*Input material:*
====

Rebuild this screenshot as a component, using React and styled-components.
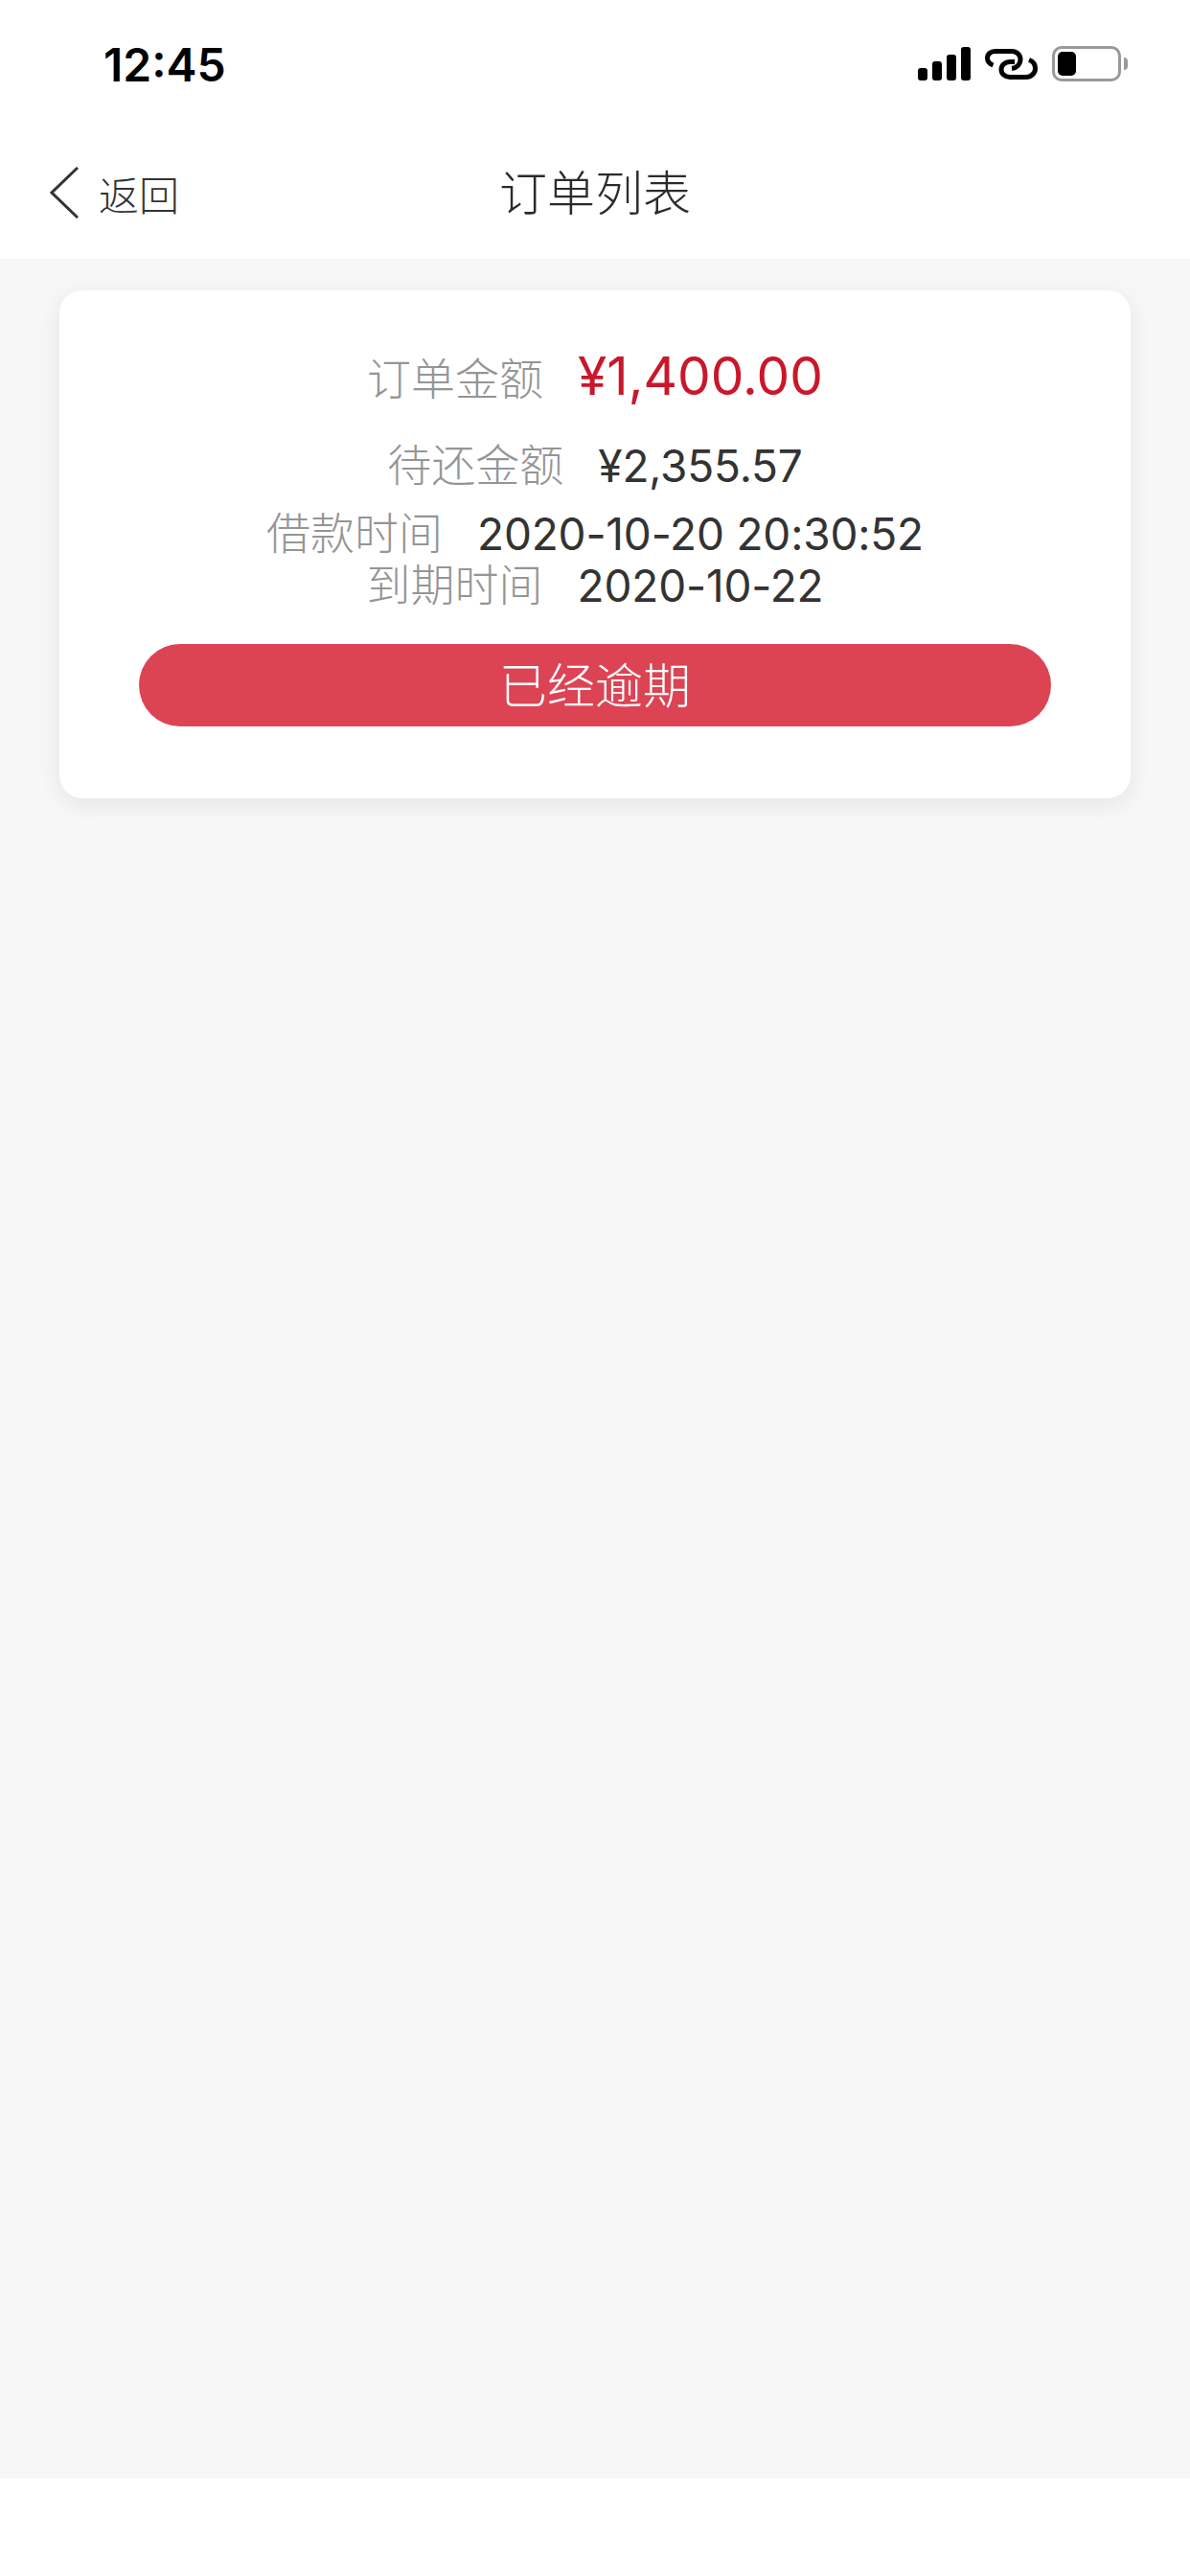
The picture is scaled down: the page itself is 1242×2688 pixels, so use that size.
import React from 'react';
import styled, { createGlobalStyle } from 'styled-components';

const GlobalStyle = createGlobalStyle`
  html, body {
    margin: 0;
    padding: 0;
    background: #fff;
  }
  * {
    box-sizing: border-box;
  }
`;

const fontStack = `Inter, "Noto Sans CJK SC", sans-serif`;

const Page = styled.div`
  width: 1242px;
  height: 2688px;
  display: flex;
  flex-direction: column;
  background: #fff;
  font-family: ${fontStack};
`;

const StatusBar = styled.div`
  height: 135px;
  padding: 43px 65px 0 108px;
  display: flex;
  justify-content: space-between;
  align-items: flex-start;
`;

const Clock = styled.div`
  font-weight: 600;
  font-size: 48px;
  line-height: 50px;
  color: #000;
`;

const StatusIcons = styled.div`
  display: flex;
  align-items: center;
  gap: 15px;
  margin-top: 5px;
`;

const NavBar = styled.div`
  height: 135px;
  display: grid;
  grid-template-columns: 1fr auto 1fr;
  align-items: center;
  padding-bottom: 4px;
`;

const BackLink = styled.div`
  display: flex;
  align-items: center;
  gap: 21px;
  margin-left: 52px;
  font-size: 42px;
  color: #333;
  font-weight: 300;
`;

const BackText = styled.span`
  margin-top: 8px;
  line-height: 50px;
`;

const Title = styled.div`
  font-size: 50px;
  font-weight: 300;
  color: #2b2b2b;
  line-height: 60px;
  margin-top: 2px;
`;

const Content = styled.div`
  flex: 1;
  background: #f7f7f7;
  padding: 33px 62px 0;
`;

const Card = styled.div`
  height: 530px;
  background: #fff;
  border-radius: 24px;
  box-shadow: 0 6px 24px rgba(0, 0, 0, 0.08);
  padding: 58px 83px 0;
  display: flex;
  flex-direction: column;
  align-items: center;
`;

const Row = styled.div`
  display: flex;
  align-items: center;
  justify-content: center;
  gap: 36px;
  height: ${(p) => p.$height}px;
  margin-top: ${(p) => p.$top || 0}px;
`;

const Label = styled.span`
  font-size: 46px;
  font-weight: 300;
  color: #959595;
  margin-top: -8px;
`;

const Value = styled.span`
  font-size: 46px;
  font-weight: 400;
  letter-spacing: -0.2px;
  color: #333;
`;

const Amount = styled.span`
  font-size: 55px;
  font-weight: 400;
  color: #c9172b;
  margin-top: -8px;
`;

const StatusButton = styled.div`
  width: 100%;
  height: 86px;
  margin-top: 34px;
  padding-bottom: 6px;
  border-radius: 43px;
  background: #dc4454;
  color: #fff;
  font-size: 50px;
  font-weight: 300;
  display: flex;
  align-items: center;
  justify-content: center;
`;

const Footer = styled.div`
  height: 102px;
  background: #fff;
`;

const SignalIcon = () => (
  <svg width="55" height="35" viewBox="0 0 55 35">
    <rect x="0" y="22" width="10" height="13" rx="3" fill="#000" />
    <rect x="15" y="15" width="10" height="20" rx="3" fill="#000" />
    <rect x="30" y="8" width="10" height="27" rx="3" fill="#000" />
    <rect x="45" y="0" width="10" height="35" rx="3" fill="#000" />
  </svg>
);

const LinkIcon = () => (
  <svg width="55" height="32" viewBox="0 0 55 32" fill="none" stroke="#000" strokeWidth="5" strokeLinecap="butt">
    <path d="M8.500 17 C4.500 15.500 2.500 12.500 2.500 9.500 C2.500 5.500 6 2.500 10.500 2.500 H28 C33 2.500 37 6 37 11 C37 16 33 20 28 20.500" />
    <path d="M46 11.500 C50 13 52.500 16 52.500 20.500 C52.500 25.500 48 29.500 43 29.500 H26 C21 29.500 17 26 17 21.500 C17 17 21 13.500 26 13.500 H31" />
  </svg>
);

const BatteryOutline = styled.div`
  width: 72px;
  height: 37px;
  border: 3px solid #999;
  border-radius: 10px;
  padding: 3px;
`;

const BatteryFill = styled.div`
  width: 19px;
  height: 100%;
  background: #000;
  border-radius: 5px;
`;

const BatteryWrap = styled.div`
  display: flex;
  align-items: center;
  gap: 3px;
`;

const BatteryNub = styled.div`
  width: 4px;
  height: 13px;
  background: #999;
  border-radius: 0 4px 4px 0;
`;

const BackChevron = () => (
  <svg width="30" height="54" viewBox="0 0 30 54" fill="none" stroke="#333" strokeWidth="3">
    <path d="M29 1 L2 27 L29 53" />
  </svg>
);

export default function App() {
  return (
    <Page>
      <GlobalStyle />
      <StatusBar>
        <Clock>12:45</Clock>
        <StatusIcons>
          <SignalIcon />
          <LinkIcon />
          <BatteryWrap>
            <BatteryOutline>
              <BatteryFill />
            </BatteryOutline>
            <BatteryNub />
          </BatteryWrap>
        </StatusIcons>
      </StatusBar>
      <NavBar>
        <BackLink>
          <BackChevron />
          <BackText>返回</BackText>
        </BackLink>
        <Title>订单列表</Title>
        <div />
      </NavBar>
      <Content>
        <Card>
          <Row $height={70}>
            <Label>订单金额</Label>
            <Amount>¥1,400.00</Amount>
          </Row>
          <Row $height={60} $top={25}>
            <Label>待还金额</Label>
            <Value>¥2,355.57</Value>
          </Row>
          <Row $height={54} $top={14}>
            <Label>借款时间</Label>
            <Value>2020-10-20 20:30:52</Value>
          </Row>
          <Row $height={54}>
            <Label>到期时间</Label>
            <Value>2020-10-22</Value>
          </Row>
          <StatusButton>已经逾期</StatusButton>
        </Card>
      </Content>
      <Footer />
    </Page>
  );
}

====

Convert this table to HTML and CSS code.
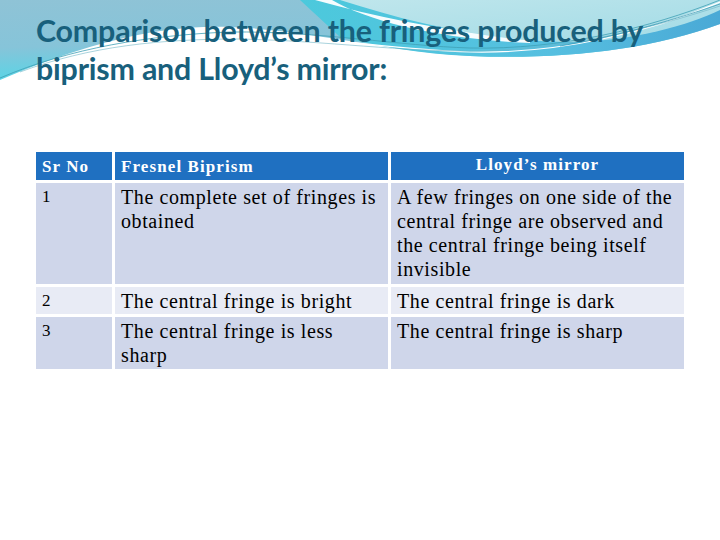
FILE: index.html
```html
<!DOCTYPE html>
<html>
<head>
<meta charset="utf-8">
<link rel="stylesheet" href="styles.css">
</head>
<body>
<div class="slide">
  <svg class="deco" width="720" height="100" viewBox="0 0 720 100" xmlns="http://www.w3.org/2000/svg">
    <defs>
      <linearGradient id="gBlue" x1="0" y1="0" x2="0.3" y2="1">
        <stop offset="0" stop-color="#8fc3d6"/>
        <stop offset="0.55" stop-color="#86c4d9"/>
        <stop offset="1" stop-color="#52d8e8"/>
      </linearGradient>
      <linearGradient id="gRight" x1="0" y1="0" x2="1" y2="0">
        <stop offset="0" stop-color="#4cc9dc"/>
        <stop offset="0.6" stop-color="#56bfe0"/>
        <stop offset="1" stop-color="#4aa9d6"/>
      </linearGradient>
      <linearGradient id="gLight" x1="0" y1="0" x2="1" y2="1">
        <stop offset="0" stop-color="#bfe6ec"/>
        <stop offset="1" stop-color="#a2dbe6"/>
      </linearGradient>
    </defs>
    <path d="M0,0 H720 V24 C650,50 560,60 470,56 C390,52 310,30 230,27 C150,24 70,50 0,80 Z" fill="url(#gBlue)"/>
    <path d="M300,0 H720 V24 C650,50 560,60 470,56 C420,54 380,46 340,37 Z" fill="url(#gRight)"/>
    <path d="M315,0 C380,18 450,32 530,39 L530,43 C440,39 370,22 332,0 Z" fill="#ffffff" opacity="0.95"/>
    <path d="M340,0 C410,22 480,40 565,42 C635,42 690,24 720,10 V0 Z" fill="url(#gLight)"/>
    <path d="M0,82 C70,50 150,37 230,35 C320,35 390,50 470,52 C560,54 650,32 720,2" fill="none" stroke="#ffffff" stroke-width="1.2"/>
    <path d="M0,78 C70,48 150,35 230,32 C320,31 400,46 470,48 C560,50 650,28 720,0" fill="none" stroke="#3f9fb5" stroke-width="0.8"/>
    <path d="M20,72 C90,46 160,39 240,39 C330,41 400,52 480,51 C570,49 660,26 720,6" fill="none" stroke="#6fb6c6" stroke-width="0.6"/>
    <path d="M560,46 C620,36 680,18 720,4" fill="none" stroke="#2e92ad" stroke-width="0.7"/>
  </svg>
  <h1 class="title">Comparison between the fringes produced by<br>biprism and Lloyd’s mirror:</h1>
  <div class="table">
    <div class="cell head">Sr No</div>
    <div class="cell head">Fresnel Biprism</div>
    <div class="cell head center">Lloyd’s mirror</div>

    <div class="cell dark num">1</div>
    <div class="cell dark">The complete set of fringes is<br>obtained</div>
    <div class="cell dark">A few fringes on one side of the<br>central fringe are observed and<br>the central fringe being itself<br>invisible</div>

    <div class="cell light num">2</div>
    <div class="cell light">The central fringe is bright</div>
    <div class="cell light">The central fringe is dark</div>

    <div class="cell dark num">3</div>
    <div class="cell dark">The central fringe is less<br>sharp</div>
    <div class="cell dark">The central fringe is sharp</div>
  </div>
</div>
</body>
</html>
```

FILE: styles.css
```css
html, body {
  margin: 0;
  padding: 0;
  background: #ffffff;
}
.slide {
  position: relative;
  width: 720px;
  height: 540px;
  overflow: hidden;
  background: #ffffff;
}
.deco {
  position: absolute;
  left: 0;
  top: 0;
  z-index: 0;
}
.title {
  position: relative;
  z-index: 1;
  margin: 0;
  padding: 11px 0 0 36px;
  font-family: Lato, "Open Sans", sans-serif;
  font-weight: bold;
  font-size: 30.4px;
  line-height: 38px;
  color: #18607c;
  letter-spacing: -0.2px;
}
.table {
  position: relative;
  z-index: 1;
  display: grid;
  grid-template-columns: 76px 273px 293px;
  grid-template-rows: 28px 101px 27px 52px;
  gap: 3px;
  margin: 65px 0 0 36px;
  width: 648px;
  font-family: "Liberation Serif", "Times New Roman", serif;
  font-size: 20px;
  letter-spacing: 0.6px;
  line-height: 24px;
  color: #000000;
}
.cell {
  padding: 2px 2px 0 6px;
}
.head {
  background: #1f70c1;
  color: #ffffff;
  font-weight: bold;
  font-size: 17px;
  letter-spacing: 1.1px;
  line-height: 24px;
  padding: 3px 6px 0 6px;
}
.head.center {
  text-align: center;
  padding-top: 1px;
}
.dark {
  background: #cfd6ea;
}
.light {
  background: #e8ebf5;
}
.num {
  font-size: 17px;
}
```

====

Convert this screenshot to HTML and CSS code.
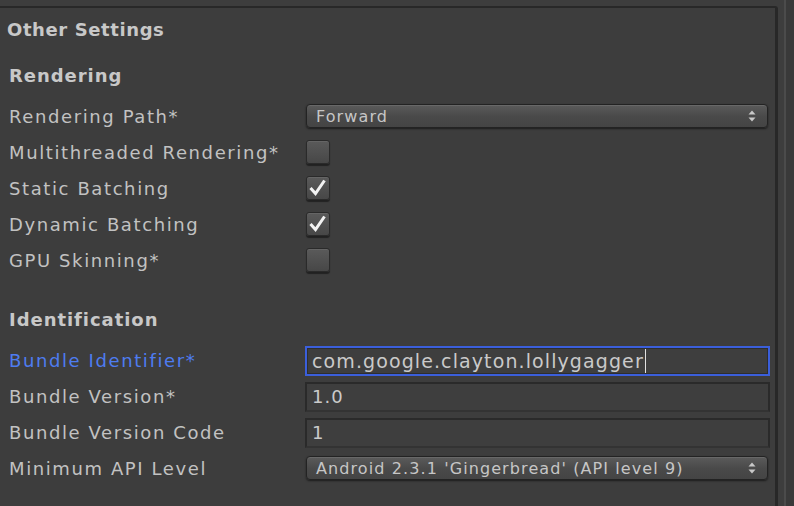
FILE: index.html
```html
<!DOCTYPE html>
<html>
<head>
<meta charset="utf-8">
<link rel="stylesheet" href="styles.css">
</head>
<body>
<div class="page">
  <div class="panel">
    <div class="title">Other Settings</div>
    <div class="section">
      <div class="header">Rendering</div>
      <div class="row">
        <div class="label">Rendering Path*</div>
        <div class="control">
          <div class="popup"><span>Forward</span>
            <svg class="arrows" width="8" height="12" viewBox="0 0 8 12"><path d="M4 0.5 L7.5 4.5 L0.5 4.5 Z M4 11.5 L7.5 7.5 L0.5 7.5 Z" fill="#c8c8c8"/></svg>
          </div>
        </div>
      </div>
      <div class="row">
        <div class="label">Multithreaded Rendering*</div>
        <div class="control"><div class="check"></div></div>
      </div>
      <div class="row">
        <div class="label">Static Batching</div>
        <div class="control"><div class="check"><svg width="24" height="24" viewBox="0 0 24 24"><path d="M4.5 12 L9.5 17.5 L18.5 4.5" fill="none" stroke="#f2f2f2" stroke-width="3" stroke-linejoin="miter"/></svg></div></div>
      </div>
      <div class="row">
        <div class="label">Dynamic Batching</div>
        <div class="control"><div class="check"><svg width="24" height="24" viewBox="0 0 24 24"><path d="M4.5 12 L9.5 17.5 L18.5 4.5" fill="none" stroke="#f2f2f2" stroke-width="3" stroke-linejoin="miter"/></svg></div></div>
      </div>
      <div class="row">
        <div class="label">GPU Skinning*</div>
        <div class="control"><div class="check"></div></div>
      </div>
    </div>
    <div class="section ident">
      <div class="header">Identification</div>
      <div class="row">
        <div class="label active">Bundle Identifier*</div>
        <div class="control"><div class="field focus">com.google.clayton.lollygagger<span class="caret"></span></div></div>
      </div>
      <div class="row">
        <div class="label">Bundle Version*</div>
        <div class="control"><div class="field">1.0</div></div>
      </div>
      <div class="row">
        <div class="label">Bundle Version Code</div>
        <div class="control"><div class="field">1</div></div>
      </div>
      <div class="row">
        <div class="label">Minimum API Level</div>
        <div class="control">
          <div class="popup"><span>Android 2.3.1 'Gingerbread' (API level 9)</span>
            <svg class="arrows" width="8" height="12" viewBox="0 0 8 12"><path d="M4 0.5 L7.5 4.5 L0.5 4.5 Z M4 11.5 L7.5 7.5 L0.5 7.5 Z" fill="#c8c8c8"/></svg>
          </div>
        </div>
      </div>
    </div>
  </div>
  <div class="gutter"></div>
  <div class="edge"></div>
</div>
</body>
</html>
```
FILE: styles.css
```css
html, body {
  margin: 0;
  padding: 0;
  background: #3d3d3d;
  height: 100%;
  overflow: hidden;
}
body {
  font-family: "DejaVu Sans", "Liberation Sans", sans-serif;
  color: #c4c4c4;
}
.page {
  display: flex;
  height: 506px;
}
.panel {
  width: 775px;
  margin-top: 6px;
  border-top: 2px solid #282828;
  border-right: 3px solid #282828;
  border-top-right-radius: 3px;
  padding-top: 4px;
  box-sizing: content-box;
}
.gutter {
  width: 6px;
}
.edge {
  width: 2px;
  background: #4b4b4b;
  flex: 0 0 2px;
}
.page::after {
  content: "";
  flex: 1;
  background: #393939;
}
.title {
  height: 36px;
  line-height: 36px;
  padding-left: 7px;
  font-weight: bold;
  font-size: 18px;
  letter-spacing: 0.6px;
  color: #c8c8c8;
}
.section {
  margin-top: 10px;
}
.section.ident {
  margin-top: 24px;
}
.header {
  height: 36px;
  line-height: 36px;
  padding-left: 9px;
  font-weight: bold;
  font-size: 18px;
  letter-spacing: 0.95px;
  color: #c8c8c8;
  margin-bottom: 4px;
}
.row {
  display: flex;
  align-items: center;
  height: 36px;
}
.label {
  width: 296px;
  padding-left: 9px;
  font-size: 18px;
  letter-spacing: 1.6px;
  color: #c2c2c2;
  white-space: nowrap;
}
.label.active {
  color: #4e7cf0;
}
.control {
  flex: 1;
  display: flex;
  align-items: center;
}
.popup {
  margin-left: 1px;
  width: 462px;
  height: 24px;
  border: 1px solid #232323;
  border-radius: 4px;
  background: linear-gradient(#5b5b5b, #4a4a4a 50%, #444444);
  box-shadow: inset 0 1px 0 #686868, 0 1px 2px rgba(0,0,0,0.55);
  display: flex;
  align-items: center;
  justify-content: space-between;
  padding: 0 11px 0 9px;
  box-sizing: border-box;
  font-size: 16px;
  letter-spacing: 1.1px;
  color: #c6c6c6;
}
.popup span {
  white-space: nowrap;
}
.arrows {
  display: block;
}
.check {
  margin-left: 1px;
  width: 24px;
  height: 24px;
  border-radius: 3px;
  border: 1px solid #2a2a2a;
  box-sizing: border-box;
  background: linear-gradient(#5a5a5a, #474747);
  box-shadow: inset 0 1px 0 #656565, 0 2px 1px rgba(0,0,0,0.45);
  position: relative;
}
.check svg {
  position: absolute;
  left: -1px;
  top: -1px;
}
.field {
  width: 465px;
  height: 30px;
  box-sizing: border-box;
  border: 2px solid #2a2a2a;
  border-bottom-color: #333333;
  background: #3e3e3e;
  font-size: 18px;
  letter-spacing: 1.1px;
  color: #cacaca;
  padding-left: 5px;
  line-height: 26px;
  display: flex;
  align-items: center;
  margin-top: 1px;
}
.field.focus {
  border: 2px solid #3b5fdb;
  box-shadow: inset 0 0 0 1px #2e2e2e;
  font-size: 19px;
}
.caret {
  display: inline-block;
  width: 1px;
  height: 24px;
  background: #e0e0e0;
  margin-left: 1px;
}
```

====

*Your objective:*
Where a line holds the string "itself", copy that line.

*The solution:*
The picture is scaled down: the page itself is 1242×2688 pixels, so use that size.
    <div class="cell dark">A few fringes on one side of the<br>central fringe are observed and<br>the central fringe being itself<br>invisible</div>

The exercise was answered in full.